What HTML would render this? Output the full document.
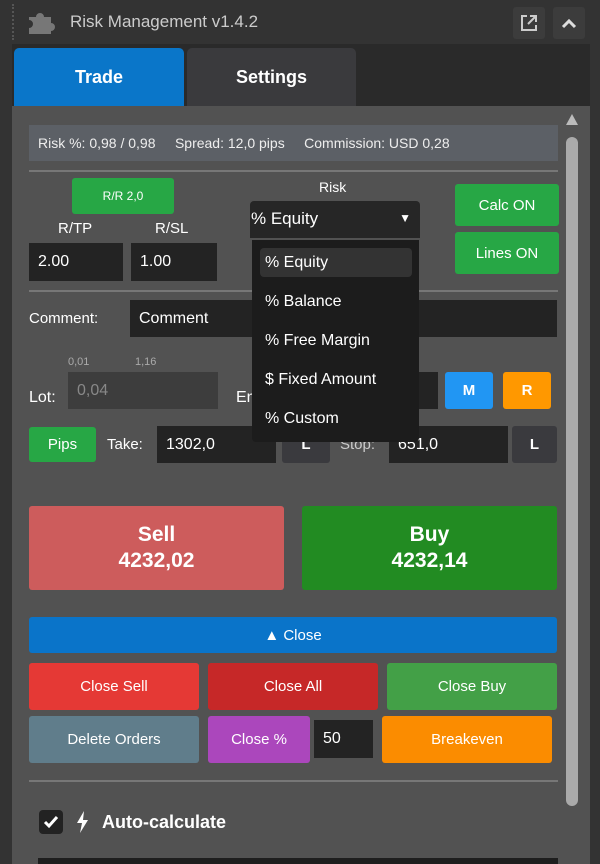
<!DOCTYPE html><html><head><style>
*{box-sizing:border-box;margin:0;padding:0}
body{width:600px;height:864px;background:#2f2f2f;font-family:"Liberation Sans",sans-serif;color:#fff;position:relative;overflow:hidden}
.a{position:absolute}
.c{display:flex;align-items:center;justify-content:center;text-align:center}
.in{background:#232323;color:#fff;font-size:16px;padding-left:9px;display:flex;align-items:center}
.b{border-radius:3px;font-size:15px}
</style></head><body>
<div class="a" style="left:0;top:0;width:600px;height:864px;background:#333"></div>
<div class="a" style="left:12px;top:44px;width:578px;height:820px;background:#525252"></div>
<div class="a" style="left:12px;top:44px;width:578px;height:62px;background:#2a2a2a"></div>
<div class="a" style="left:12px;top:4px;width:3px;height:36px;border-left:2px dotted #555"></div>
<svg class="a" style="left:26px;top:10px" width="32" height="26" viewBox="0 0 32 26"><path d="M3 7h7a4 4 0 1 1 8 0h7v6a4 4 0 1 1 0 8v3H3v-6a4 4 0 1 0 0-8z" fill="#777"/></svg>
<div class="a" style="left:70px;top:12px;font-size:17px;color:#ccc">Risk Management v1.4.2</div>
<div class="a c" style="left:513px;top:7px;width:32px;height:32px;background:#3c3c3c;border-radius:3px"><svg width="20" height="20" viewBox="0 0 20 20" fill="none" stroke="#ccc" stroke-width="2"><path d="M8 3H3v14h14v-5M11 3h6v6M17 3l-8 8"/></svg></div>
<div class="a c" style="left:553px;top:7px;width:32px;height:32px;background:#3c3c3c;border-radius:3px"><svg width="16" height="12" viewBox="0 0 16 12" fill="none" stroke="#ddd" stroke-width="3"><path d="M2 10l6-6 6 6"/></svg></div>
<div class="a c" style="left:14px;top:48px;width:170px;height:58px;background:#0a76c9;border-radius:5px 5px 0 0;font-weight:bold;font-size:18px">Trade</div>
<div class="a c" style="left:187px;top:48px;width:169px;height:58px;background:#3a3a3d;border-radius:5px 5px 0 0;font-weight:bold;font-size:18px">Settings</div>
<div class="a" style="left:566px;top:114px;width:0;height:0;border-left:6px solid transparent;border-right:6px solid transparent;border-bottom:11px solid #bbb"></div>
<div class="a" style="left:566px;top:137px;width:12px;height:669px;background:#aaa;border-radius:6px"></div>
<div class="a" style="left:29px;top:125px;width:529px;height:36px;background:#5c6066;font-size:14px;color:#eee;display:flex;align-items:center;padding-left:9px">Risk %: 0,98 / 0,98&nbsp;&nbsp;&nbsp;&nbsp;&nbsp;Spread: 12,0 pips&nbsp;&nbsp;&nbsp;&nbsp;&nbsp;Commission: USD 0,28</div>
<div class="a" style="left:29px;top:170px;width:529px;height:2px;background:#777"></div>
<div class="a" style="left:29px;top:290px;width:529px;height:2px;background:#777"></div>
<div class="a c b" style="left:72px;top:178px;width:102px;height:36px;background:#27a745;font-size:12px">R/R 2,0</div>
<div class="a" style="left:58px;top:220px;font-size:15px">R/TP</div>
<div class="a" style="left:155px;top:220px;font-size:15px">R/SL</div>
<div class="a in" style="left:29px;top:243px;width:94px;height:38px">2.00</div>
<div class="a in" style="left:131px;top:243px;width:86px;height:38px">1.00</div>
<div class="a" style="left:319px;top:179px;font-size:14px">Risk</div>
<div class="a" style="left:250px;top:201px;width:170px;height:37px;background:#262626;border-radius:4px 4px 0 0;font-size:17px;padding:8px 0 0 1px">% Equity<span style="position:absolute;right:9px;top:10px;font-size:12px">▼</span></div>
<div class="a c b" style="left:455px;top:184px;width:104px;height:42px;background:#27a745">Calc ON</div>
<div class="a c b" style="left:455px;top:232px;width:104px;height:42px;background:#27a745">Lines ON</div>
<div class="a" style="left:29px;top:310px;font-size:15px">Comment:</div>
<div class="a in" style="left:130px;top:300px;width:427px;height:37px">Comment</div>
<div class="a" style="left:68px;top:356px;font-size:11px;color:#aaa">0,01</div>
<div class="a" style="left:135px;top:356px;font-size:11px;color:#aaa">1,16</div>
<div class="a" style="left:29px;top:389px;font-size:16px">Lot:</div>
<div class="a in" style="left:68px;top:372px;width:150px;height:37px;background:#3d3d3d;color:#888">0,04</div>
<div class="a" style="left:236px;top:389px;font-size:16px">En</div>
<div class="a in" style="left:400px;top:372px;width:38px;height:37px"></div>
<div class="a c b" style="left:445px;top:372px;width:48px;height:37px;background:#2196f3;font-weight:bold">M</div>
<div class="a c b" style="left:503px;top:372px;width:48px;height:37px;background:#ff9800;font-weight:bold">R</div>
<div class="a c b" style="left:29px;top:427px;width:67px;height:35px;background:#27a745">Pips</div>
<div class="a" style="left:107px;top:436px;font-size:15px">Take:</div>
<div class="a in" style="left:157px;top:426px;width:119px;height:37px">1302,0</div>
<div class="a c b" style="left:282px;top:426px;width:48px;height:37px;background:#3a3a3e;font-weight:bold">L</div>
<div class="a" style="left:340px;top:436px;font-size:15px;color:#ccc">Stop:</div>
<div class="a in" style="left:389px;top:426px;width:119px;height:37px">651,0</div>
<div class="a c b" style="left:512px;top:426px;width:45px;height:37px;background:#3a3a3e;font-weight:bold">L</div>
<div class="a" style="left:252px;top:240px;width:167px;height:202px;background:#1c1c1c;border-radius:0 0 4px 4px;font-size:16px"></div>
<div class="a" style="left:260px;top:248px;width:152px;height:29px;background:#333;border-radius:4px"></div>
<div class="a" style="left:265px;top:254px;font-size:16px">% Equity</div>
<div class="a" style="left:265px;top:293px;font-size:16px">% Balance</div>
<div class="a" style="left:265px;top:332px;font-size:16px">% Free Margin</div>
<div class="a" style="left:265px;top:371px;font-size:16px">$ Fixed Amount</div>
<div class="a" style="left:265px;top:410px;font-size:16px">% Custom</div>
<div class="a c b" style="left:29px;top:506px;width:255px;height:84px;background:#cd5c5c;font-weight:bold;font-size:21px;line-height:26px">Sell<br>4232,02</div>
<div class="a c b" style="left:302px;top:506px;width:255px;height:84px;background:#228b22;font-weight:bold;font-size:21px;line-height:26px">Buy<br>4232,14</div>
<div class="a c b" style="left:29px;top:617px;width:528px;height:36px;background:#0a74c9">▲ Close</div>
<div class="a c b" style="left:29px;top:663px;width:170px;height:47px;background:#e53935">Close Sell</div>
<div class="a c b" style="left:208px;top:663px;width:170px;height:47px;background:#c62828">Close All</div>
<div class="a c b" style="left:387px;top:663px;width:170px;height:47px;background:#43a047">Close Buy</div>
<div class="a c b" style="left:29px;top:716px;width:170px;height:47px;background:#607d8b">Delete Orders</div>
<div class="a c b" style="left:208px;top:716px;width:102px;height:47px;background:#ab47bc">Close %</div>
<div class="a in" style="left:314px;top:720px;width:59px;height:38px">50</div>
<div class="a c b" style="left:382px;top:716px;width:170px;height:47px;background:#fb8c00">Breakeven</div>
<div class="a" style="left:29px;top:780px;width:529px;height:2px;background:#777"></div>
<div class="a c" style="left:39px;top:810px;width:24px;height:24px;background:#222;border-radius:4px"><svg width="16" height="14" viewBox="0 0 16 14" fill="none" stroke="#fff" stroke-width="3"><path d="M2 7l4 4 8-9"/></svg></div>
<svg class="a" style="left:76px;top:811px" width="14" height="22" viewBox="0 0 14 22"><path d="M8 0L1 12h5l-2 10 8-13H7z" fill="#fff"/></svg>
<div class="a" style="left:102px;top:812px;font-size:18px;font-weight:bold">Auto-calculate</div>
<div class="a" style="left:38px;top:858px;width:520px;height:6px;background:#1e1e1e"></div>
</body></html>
****************
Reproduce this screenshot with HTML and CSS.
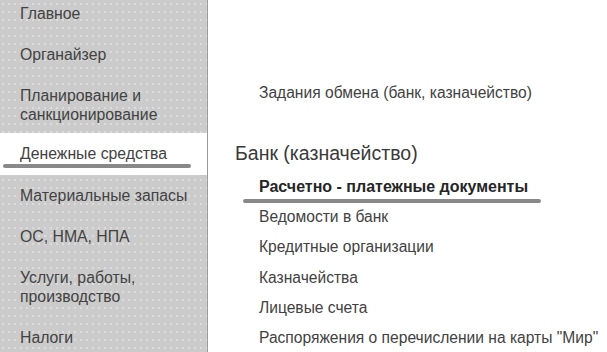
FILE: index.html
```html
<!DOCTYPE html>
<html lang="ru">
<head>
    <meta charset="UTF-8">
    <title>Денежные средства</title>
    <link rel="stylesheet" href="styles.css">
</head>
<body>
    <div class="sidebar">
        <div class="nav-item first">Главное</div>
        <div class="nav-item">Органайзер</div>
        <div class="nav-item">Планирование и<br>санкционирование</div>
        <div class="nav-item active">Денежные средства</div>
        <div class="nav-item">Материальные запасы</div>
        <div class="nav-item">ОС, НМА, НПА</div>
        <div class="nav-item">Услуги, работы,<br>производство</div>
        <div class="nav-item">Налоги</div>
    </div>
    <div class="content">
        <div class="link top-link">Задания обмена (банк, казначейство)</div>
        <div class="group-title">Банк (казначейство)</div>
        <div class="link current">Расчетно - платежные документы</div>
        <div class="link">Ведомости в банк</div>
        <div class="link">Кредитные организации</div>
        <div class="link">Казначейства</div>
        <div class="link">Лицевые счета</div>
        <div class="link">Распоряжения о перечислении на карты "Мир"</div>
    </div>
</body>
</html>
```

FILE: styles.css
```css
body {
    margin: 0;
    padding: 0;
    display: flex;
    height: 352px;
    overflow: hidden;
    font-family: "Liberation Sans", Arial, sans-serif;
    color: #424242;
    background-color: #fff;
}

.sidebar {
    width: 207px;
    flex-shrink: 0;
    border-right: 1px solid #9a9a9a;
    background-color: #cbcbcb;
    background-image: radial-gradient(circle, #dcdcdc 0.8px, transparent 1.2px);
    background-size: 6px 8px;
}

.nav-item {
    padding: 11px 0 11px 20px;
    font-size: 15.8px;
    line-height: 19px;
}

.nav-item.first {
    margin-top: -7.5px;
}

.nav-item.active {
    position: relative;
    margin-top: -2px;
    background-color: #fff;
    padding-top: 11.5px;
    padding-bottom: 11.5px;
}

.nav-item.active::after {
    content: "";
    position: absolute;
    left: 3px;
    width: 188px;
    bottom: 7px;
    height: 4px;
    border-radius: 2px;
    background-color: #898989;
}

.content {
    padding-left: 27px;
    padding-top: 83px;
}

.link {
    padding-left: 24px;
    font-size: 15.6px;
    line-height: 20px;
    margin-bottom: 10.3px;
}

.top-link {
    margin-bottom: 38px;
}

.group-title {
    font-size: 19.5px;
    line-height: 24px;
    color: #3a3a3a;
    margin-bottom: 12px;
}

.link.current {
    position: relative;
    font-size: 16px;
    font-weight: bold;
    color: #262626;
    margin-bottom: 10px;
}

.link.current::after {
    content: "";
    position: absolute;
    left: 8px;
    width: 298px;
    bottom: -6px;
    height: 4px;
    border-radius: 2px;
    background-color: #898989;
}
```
****************
◆ Job:
Search the entries for the word "this" and pick out every line that holds it.

◆ Task answer:
What HTML would render this? Output the full document.
Reproduce this screenshot with HTML and CSS.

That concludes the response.